To structure your thinking, you must be complete while avoiding confusion and overlap.

MECE (pronounced “me-see”) stands for “mutually exclusive, collectively exhaustive”

If you can’t figure out where to put those two or three brilliant ideas, there is always Other Issues. There is a caveat, however. Avoid using Other Issues in your top-line list—it looks out of place.

• Hypothesis-driven

Define IH

Initial Hypothesis (IH) is a road map, albeit hastily sketched, to take you from problem to solution. If your IH is correct, then solving the problem means filling in the details of the map through factual analysis.
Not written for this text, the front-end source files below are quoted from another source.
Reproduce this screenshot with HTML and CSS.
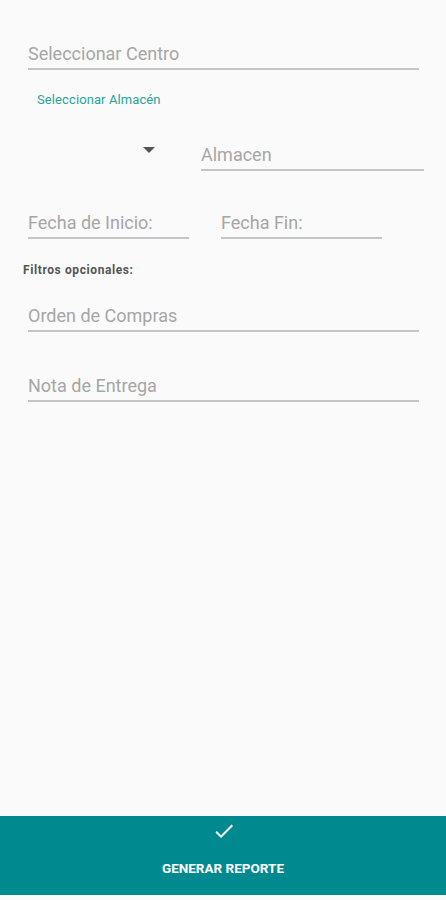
FILE: index.html
```html
<!DOCTYPE html>
<html lang="es">
<head>
    <meta charset="UTF-8">
    <meta name="viewport" content="width=device-width, initial-scale=1.0">
    <title>Generar Reporte</title>
    <link rel="stylesheet" href="styles.css">
</head>
<body>
    <div class="screen">
        <div class="form">
            <div class="field field-centro">Seleccionar Centro</div>

            <div class="section-label">Seleccionar Almacén</div>

            <div class="row row-almacen">
                <div class="spinner">
                    <span class="arrow"></span>
                </div>
                <div class="field field-almacen">Almacen</div>
            </div>

            <div class="row row-fechas">
                <div class="field field-fecha">Fecha de Inicio:</div>
                <div class="field field-fecha">Fecha Fin:</div>
            </div>

            <div class="filters-label">Filtros opcionales:</div>

            <div class="field field-orden">Orden de Compras</div>
            <div class="field field-nota">Nota de Entrega</div>
        </div>

        <div class="action-bar">
            <svg class="check" width="24" height="24" viewBox="0 0 24 24">
                <path d="M9 16.17L4.83 12l-1.42 1.41L9 19 21 7l-1.41-1.41z" fill="#ffffff"/>
            </svg>
            <span class="action-text">GENERAR REPORTE</span>
        </div>
    </div>
</body>
</html>
```

FILE: styles.css
```css
* {
    box-sizing: border-box;
    margin: 0;
    padding: 0;
}

body {
    font-family: Roboto, "Noto Sans", Arial, sans-serif;
    background-color: #fafafa;
}

.screen {
    height: 900px;
    display: flex;
    flex-direction: column;
}

.form {
    flex: 1;
    padding: 43px 27px 0 28px;
}

.field {
    font-size: 18px;
    line-height: 22px;
    color: #a6a6a6;
    padding-bottom: 3px;
    border-bottom: 2px solid #c4c4c4;
}

.section-label {
    margin: 22px 0 0 9px;
    font-size: 13px;
    line-height: 16px;
    color: #26a69a;
    letter-spacing: 0.1px;
}

.row {
    display: flex;
}

.row-almacen {
    margin-top: 36px;
}

.spinner {
    width: 173px;
    padding: 3px 0 0 115px;
}

.arrow {
    display: block;
    width: 0;
    height: 0;
    border-left: 6px solid transparent;
    border-right: 6px solid transparent;
    border-top: 6px solid #555555;
}

.field-almacen {
    flex: 1;
    margin-right: -5px;
}

.row-fechas {
    margin-top: 41px;
    gap: 32px;
}

.field-fecha {
    width: 161px;
}

.filters-label {
    margin: 23px 0 0 -5px;
    font-size: 12px;
    line-height: 16px;
    font-weight: bold;
    color: #555555;
    letter-spacing: 0.6px;
}

.field-orden {
    margin-top: 27px;
}

.field-nota {
    margin-top: 43px;
}

.action-bar {
    height: 79px;
    margin-bottom: 5px;
    background-color: #00898f;
    display: flex;
    flex-direction: column;
    align-items: center;
    padding-top: 3px;
}

.check {
    margin-left: 1px;
}

.action-text {
    margin-top: 17px;
    font-size: 13.5px;
    font-weight: bold;
    color: #ffffff;
}
```
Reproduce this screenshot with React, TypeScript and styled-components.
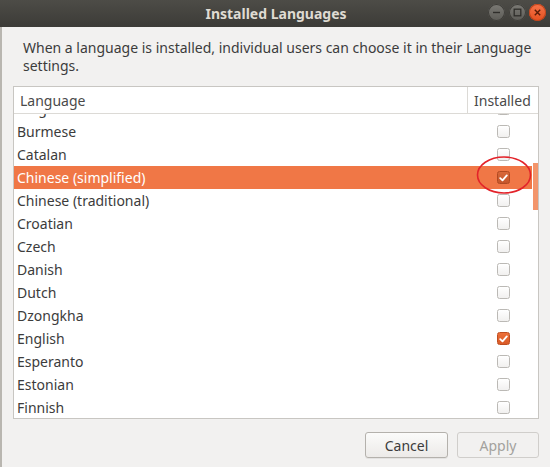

If your IH is correct, then, a few months down the road, it will be the first slide in your presentation. If it turns out to be wrong, then, by proving it wrong, you will have enough information to move toward the right answer

Generate IH

To structure your IH begin by breaking the problem into its components—the key drivers. Next, make an actionable recommendation regarding each driver. For your next step, you must take each top-line recommendation and break it down to the level of issues. For each issue, what analyses would you need to make to prove or disprove your
hypothesis?

The end product of this exercise is the issue tree. In other words, you start with your initial hypothesis and branch out at each issue. The result looks like the figure below.

 

Test IH

Most of us are poor critics of our own thinking. We need others to pick apart our ideas. A team of three or four bright individuals is an excellent vehicle for that.

If you are the team leader, you should try to be the thought leader too. Try to take a
different approach from whatever has just been said. Ask, “What if we change this? What if we push that? How about looking at it this way?”